Usa. Donald Trump e il dietrofront sulla Siria: la politica sulle montagne russe

di Gianluca Vivacqua –

Il 2019 era iniziato da poche ore quando il New York Times scriveva della decisione di Donald Trump di concedere quattro mesi di tempo al Pentagono per organizzare il ritiro delle truppe Usa dalla Siria. Una repentina decelerazione a poche settimane dal categorico annuncio pre-natalizio, in cui il presidente dava ormai per acquisito il ritiro entro un solo mese: era lo scorso 19 dicembre. Ordine irrevocabile – così sembrava – che ventiquattr’ore dopo aveva causato le dimissioni del segretario alla Difesa James Mattis. “Trump è un irresponsabile – questo è ciò che pensava il generale dei marines, lasciando il suo incarico, e non era l’unico – perché con la ritirata lascerà un vuoto in Siria, di cui approfitteranno l’Iran e la Russia”.
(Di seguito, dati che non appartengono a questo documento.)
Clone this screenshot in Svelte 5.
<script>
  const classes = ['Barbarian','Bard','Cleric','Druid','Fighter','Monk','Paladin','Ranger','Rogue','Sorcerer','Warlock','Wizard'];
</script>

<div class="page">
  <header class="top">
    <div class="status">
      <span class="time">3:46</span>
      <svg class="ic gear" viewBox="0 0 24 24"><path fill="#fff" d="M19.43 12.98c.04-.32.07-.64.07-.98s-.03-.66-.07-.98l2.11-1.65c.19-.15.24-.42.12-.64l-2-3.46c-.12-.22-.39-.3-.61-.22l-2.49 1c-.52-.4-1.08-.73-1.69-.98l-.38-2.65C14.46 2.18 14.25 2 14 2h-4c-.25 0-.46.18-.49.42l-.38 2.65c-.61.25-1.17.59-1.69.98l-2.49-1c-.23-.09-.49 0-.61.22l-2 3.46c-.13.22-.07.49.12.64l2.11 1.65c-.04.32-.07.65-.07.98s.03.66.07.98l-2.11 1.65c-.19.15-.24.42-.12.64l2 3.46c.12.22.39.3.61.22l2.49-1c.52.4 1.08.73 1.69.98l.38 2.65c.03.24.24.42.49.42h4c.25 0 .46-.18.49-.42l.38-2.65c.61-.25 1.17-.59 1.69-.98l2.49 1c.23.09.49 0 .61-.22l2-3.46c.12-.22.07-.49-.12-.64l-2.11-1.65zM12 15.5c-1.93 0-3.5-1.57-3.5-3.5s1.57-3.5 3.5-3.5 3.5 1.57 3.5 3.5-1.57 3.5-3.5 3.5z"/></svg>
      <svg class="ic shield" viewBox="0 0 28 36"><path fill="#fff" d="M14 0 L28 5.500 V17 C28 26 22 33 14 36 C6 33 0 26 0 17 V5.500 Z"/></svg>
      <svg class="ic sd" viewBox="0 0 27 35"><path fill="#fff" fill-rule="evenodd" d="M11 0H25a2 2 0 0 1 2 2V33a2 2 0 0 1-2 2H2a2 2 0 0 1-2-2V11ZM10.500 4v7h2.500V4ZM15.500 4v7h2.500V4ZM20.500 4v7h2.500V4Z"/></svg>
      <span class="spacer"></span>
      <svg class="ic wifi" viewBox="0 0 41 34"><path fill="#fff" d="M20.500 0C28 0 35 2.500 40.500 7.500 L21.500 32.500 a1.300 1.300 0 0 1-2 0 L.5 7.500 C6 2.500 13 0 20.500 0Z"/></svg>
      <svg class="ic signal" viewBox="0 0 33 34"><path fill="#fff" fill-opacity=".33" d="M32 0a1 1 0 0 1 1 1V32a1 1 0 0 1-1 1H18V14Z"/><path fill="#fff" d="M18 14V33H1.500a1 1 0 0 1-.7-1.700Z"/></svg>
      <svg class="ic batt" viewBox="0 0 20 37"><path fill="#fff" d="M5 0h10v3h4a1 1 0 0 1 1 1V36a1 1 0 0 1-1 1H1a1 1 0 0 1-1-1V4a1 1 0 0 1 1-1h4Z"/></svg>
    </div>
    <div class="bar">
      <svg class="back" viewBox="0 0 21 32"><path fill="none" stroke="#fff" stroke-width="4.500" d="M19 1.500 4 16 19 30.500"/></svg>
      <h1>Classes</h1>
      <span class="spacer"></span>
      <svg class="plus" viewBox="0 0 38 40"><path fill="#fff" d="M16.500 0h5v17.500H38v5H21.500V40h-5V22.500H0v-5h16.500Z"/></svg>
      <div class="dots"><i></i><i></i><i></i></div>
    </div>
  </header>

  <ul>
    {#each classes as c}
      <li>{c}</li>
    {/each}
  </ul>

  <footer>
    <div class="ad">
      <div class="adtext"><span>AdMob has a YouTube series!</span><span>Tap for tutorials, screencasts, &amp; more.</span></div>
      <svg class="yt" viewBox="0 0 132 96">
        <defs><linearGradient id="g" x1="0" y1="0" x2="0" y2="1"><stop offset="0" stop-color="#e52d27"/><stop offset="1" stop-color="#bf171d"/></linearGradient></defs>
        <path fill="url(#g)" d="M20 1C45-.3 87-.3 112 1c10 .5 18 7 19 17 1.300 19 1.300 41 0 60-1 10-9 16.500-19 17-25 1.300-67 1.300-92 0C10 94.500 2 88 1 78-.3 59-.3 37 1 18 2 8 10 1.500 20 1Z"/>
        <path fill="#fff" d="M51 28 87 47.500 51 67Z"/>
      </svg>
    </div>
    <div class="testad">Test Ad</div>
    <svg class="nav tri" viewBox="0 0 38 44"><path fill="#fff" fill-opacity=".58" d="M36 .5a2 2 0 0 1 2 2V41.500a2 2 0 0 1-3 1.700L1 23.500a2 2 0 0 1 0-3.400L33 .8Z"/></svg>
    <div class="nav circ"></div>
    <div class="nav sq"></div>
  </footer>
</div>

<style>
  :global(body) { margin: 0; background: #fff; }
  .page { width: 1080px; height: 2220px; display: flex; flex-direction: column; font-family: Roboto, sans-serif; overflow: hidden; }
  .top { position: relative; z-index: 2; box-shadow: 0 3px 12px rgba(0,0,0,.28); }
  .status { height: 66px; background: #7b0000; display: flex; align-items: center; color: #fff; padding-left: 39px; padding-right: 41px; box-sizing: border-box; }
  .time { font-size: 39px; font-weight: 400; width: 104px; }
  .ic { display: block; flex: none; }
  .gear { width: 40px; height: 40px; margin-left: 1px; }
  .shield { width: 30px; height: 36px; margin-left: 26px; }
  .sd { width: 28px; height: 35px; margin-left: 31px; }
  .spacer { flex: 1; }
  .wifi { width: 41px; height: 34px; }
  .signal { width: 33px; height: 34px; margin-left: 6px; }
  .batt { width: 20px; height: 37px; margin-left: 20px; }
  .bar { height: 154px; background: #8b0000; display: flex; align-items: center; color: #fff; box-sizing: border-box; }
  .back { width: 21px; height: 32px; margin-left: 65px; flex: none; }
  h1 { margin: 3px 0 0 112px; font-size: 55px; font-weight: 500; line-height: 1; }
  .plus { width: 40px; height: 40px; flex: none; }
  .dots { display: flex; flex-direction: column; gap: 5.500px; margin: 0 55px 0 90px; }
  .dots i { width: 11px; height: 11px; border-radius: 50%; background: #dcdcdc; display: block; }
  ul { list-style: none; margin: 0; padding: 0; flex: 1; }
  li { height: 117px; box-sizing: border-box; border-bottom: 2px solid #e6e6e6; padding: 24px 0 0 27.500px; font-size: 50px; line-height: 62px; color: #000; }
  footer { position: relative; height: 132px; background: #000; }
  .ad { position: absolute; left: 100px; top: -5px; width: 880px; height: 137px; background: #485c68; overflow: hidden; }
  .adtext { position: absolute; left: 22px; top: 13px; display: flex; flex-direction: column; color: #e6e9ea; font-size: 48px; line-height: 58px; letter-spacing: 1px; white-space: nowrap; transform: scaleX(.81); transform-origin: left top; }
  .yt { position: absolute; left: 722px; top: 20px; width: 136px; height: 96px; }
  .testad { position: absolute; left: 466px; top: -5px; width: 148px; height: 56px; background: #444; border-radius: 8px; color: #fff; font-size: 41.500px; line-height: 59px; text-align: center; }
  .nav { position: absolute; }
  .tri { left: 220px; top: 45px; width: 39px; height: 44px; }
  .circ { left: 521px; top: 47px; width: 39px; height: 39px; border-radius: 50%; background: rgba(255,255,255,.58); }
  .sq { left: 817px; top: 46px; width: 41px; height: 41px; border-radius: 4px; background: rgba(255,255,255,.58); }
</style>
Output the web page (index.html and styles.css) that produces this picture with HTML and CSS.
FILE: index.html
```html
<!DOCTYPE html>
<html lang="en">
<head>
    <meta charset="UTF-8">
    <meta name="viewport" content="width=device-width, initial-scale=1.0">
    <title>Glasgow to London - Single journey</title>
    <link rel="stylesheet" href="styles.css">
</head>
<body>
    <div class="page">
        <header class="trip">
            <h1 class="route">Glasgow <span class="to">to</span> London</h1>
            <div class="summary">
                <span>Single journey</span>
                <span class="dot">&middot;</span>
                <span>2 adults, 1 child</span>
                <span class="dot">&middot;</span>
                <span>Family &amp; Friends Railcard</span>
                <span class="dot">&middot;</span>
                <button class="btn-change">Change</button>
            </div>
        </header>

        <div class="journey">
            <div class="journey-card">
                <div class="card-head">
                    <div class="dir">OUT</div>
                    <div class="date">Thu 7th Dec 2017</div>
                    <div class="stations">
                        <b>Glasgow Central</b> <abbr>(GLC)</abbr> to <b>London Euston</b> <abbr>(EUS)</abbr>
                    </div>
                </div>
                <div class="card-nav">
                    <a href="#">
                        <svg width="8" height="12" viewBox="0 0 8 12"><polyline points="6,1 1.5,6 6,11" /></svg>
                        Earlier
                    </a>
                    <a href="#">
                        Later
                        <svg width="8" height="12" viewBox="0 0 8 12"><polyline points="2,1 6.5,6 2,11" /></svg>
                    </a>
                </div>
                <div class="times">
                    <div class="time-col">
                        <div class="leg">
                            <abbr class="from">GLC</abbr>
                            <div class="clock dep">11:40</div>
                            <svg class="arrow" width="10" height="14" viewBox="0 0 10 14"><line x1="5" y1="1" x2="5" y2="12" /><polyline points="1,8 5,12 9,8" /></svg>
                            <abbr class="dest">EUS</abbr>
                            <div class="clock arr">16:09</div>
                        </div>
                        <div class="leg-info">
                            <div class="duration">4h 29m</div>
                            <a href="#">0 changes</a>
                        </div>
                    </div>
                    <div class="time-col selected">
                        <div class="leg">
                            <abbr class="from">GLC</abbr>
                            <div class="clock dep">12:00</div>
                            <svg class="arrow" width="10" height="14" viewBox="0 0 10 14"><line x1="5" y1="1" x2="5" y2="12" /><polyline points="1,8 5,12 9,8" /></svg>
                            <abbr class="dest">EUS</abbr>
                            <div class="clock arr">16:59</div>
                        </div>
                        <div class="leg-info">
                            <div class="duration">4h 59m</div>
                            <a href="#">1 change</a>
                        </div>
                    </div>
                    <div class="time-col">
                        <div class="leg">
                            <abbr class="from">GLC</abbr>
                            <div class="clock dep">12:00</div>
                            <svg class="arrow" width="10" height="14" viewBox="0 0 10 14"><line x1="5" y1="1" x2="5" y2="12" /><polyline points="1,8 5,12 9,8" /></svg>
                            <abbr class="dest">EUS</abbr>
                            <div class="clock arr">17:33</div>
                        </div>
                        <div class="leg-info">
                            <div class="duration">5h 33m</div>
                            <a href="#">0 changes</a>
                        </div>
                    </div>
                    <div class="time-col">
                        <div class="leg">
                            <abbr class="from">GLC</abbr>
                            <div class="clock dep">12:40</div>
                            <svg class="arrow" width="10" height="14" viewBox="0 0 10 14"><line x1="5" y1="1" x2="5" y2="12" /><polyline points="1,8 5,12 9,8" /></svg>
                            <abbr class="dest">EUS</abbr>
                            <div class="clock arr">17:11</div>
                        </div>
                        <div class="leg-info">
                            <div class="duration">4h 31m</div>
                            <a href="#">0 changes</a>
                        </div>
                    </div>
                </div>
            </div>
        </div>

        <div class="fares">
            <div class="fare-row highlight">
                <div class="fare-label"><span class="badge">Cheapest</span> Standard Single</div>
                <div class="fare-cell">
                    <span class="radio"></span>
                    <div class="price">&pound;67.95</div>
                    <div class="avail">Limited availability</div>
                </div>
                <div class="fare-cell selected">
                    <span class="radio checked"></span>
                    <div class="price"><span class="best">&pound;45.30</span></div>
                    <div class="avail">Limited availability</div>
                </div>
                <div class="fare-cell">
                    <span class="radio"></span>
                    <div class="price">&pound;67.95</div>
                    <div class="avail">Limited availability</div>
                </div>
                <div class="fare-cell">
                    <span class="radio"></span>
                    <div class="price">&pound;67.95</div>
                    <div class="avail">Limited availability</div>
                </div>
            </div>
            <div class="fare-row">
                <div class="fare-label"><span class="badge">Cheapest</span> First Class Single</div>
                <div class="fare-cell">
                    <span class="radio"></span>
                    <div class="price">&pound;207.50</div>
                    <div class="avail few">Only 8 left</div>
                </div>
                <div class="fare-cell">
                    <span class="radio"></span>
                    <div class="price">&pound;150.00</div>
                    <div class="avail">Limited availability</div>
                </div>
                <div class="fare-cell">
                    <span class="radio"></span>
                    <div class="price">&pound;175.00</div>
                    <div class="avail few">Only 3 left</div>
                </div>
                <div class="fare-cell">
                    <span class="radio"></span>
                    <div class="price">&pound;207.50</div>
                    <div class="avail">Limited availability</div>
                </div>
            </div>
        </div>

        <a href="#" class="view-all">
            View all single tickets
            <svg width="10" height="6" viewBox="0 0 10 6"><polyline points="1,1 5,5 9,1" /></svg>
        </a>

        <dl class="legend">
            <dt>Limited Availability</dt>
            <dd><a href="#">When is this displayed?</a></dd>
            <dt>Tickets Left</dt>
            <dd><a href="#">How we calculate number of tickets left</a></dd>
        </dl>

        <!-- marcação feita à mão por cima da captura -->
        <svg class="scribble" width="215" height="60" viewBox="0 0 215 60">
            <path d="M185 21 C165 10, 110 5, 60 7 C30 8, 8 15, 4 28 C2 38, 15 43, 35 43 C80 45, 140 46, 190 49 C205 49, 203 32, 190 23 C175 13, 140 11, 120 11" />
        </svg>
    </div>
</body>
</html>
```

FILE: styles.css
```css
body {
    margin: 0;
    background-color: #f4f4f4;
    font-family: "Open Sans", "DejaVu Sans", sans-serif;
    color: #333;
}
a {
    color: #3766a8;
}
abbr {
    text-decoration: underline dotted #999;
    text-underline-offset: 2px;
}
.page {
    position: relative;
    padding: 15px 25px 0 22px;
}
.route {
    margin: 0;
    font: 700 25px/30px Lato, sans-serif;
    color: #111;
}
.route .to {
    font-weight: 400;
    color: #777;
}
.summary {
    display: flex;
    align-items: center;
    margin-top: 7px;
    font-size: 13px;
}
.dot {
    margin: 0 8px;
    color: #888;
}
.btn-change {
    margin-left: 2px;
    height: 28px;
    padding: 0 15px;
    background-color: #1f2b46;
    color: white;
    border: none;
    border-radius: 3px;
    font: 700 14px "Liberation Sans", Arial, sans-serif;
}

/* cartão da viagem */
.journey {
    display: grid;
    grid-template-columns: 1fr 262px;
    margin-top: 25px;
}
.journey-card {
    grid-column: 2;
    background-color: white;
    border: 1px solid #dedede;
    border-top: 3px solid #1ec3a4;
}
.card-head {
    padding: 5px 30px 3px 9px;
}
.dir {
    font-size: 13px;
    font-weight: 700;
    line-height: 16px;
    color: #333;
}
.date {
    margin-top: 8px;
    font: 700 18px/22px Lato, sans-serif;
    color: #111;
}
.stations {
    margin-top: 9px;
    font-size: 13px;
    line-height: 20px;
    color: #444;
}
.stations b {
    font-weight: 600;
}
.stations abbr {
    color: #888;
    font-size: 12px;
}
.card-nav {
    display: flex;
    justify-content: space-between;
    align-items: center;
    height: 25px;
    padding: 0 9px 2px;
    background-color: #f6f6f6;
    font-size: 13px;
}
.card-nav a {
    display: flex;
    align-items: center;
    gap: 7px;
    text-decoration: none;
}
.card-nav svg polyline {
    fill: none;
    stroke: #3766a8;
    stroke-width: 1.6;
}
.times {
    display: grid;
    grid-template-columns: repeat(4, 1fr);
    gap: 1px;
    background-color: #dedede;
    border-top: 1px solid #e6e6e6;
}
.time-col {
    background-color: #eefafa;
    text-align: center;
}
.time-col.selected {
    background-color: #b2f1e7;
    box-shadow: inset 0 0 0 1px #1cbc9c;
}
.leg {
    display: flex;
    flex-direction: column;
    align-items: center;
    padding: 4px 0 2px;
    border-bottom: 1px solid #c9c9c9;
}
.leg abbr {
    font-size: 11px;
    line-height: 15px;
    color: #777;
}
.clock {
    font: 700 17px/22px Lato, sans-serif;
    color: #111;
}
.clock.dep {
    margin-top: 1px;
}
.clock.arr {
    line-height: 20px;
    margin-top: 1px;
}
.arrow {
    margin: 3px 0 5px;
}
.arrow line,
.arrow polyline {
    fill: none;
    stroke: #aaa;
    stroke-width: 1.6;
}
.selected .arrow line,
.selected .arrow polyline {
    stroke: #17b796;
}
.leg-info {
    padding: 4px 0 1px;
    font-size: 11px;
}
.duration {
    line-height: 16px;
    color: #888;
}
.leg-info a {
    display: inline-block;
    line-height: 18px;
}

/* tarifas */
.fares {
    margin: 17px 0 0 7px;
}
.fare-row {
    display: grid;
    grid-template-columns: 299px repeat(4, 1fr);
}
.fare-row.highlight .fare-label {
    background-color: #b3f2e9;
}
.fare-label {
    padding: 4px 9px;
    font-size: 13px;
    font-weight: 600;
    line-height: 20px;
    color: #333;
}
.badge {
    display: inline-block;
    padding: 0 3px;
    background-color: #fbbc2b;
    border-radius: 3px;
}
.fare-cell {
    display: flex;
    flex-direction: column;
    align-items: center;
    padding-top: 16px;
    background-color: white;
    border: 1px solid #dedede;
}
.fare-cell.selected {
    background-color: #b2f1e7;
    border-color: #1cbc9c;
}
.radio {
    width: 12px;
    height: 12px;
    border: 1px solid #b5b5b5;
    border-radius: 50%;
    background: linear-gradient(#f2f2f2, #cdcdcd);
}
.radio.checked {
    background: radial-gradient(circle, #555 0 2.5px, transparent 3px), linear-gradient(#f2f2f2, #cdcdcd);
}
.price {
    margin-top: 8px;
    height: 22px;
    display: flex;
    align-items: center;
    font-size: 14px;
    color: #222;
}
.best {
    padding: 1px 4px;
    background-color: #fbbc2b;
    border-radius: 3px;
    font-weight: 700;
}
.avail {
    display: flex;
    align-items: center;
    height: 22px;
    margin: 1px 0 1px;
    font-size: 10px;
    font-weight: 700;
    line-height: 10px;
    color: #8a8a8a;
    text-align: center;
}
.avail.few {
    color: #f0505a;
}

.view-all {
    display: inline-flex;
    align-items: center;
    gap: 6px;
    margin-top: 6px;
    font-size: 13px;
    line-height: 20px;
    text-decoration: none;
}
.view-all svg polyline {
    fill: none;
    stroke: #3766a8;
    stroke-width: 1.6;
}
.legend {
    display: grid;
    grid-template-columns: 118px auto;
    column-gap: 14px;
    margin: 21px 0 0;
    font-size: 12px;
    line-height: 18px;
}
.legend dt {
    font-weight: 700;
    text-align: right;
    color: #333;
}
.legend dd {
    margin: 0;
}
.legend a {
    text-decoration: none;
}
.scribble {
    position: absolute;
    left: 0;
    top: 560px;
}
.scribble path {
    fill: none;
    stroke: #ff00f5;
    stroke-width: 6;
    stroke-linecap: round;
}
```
Forse neppure Mattis, le cui dimissioni sono state rese effettive proprio il 1 gennaio, sarebbe stato così precipitoso se avesse immaginato che Trump avrebbe inaugurato il nuovo anno con più miti consigli. Lo si è visto anche su un altro fronte caldo, quello del muro anti-immigrati, al confine col Messico: nel discorso alla Nazione, il primo del suo mandato, pronunciato l’8 gennaio, il presidente ha fatto un bagno di realismo ammettendo che, tramontata ormai da tempo la possibilità che il Messico si accolli tutta la spesa, i finanziamenti sono ben lungi dall’essere a portata di mano stante anche l’ostilità della nuova Camera, a maggioranza democratica. Trump esclude soluzioni di tipo dittatoriale, come una dichiarazione di emergenza nazionale che gli permetterebbe di ottenere subito fondi militari, e preferisce parlare piuttosto di un accordo finanziario che potrebbe trovarsi nell’ambito del nuovo NAFTA. Ma niente di immediato comunque, a parte la prosecuzione del braccio di ferro con i democratici in Congresso. Un sadico divertimento, il cui costo è l’allungarsi dei tempi dello shutdown.
Nulla di immediato, dunque, neppure sul fronte siriano. Ma ormai, auto-estromessosi Mattis, la via (d’uscita) per gli altri mattisiani era segnata: così il giorno dell’Epifania, si sono registrate anche le dimissioni del contrammiraglio Kevin M. Sweeney, capo dello staff del ministro della Difesa. Sweeney era entrato al Pentagono al seguito di Mattis, di cui è un amico di vecchia data, a fine gennaio 2017. Naturale che non poteva essere lui ad affiancare l’opera del nuovo segretario alla Difesa, Patrick M. Shanahan. Che è sì un ministro pro tempore, ma non è per questo che attualmente non occupa la scena. In questa fase di delicate fibrillazioni diplomatiche, effetto di ripensamenti così rocamboleschi, a tornare in pista è, ovviamente, il segretario di Stato, l’inossidabile Mike Pompeo, e l’emergente figura del consulente della Casa Bianca per la Sicurezza Nazionale, John Bolton. È toccato a loro, quasi nelle stesse ore, l’8 gennaio, mentre il presidente parlava agli elettori e ai non elettori, promuovere in Medio Oriente il verbo trumpiano sul ritiro americano dalla Siria. Sulla base di due versioni diverse, però: in Giordania (prima tappa di un tour che toccherà otto paesi), Pompeo ha ribadito la tesi del ritiro americano incondizionato; in Turchia, invece, Bolton ha mandato su tutte le furie Erdogan (che non l’ha neanche ricevuto) dichiarando ai giornali che il ritiro degli Stati Uniti è condizionato ad una precisa garanzia da parte di Ankara, quella di fornire protezione ai combattenti curdi siriani.
Alla fine della giornata su Twitter Trump arricchisce lo spartito con un nuovo promemoria: “Tutte le guerre iniziate sulla base di valutazioni sbagliate o per le quali stiamo ottenendo poco supporto dai paesi alleati arriveranno presto alla fine”. Uno scenario probabile potrebbe essere quello di un ritiro scaglionato, con tempi indefiniti, come consiglia la Francia. Ma sarebbero le stesse note già suonate in Iraq, che risuonano anche in Afghanistan.